We more or less know this concept to be a fact since the Snowden leaks. Alliances are very fluid things and it was already revealed that the US had infiltrated power and utilities companies in Europe and Japan and prepared kill switches in case they are needed in a conflict.
I imagine this is the general practice to make sure your own tech is not used against you. I am also not surprised that some people find it perfectly acceptable when coming from one side, and unacceptable when coming from another.
The difference is that Norway and the US are liberal democracies and allies. China, quite the opposite.
In fact, Norway (and all of Europe) has outsourced much of its collective defense to the United States, so if Norway and the Europeans are comfortable with the entire US military apparatus protecting them, it is quite surprising that Norway would have a problem with something as comparatively insignificant as flight data being sent back to Lockheed.
In fact, given the protective relationship the US has with Europe, wouldn't Norway want to provide as much data as possible to help improve Lockheed's technology and hence the West's future defensive capabilities?
> The difference is that Norway and the US are liberal democracies and allies
And yet Norway wants to retain control over that data. Are you saying this should be overridden? Outsourcing doesn't imply handing over everything to the party providing the service. If India starts taking sensitive Boeing data is it ok because Boeing outsourced the coding of critical components there?
> Europeans are comfortable with the entire US military apparatus protecting them
Yes. But it's not kindness, it's business and it doesn't come for free. They'll keep doing it to keep said Europeans from finding other allies. So they can have a military presence close to their enemy. So they have a witness when WMD or dictators need a democracy treatment.
>"wouldn't Norway want to provide as much data as possible to help improve Lockheed's technology"
Given the article, I'd say that we know the answer to this and it is something of a resounding 'no' -
"Norway says it has become impatient with continued delays in the promised provision of a data “filter” by Lockheed Martin. So it’s started its own project to find ways to block its new F-35s from reporting back to their former US masters.
It’s also worried that it won’t be able to optimize — or protect — the extremely sensitive Mission Data Files. These data packs optimize aircraft performance under different conditions, as well as provide a database of regional challenges and conditions.
Again, Norway wants Lockheed Martin out of the loop."
Norway and US are allies that’s how Norway is comfortable to host most of its government data on AWS for instance, or to use US made products everywhere. But for obvious reasons there is always a limit when it comes to sensitive data.

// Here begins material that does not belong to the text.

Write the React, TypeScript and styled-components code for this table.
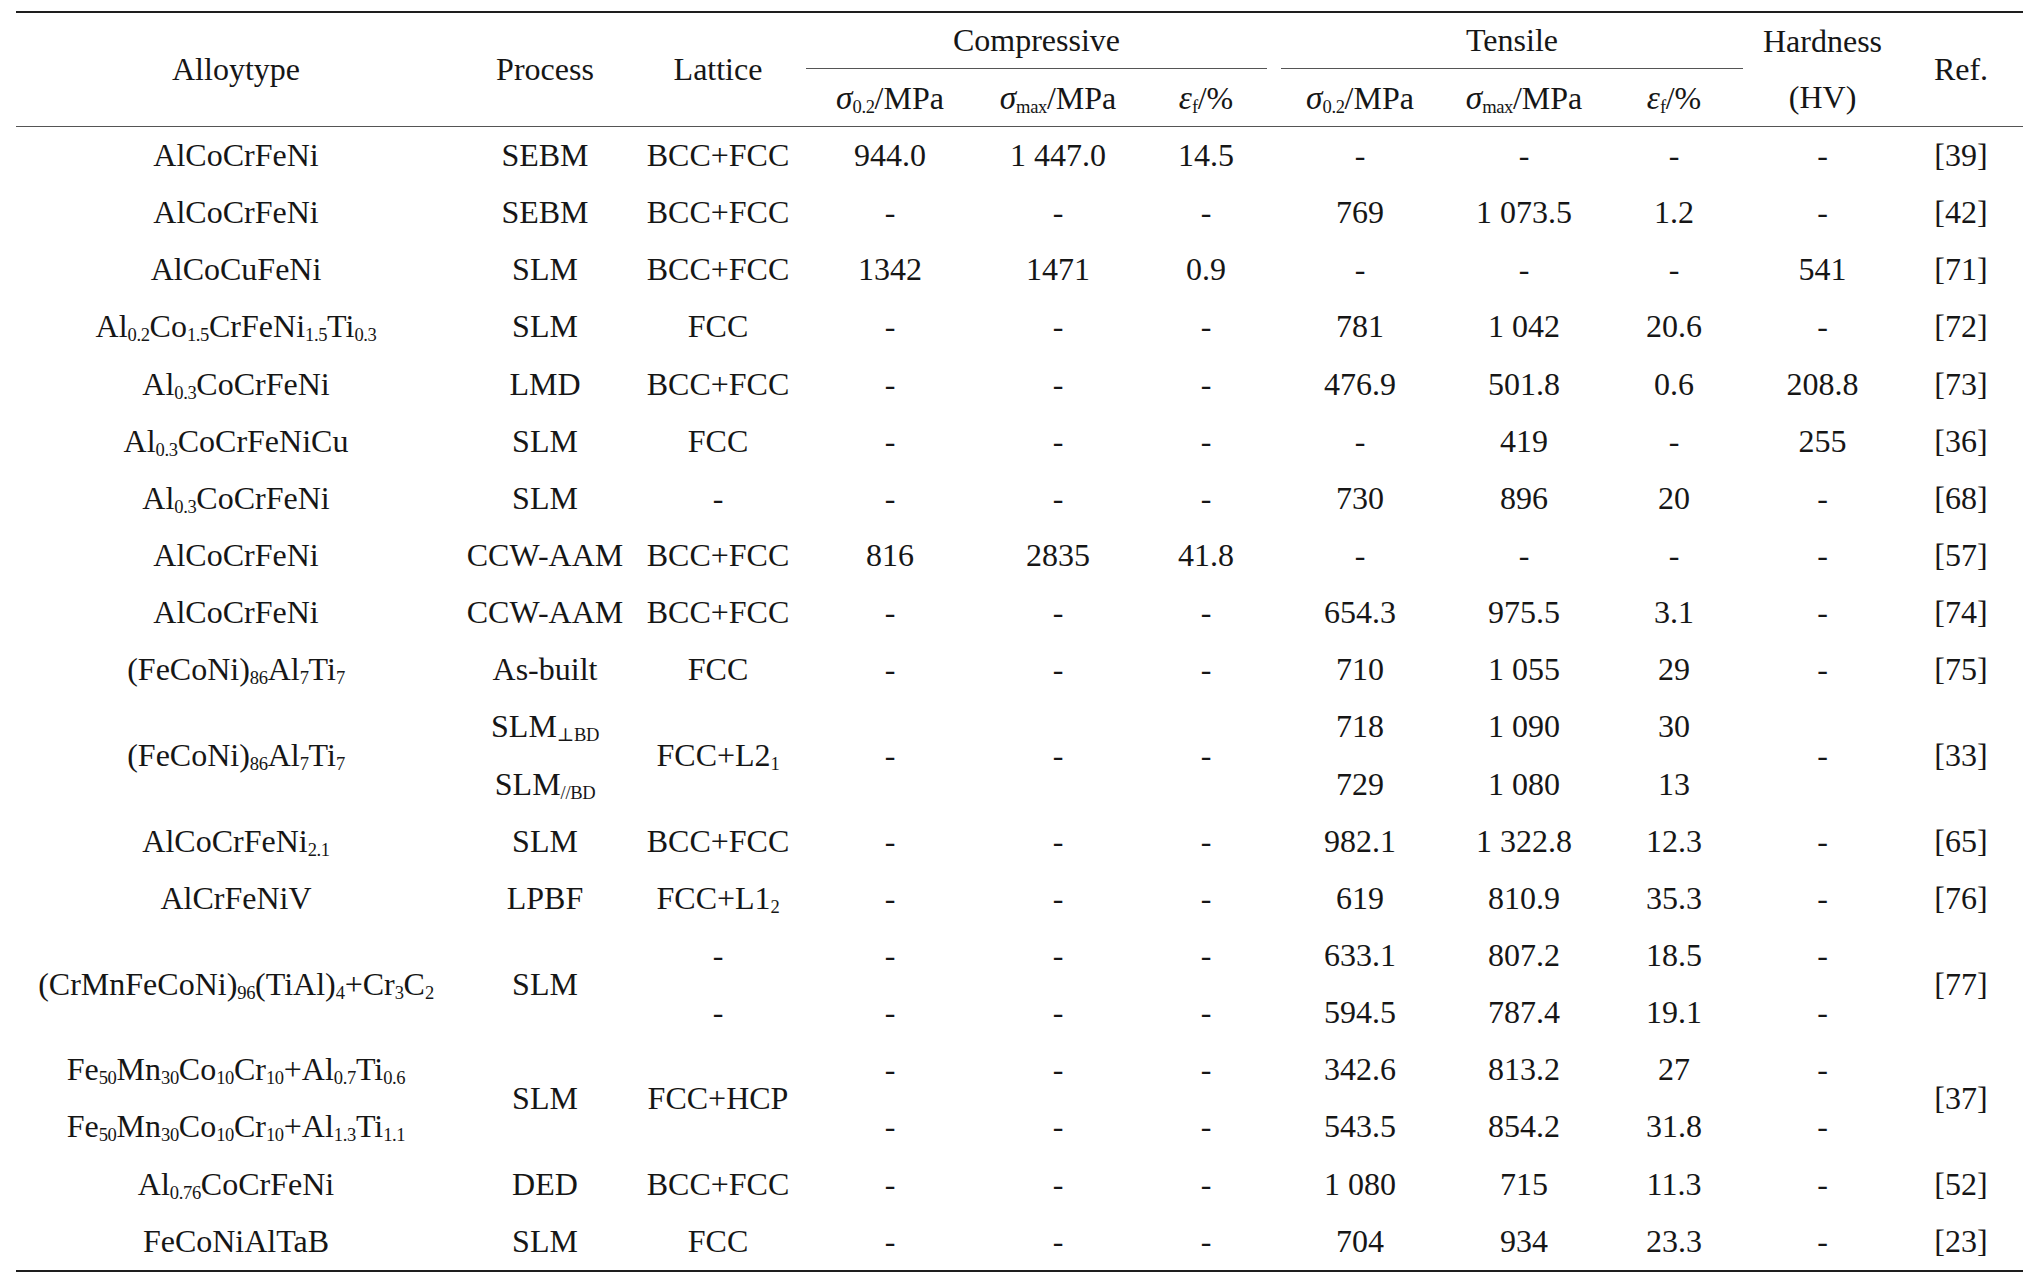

I’m sure they do all sorts of intelligent cooperation and data sharing on demand. But we are talking about military and this is not on demand data sharing.
Do you expect US military to accept sharing the same type of data back to its allies for the same reasons? Norway’s military is simply asking for a way to filter these data.
There are data that they never want to share (e.g. secret missions), and there are sensitive data that they want to always filter.
The jerkoff-level lovefest for the S-400 on Reddit and HN is pretty hilarious. Ya, Russia is the straight arrow. USA is the crooked bitch. Keep those mental gymnastics up, bruh.
I can't find any sources about it any more but I vaguely remember reading about it. I'm sorry. As I can't find it, it certainly wasn't covered by big press. I'll remove that part of the comment to be on the safe side. It's not what my comment was supposed to be mainly about anyway. The main part of my comment was more to point out that this is a pattern: the USA is supplier of a major amount of technology that lends itself very well to mass surveillance and the western world uses it. The US got the unique chance to make the technology spy onto the customer nations.
What you are saying basically (if I got it right) is that US ambassadors are in some way threatening the target country if they move out of a potential spying system. That's quite a statement and more like wikileaks material.
Norwegian Unix User Group (NUUG) have campaigns from time-to-time where they highlight stuff like that to Norwegian state owned institutions, counties and municipalities.
This article is over a year old. June 4th 2018. Norwegian blogs and press wrote about similar conserns already back in 2017. Not sure why this is pushed to the top at HN now :p
Because developing good warplanes is extremely expensive and difficult. Also using same equipment as your allies has advantages - can secure external parts supply during a war, foreign planes can easily use your fields, etc. Of course, buying foreign planes comes with risks as well - parts supply might be embargoed, other countries will know something about your plane, etc.
Judging by Norway's likely adversary (Russia), in all likelihood the risks were judged to be small compared to the advantages of using the best available plane from a country (US) usually not in good terms with Russia.
If you look to history, this really is not the case. Part of UK military strategy from the beginning of empire to the present day, is to sell arms to the people that you end up invading.
Funny story: in the 80s the Iraqis were our allies and we (the British) sold them a bunch of kit, including their camouflage uniforms.
In the first Gulf War happened and the British forces deployed in regular temperate camo. Everyone assumed it was because the supply chain was incompetent but the real story was it was too risky to fight in the same kit as the Republican Guard!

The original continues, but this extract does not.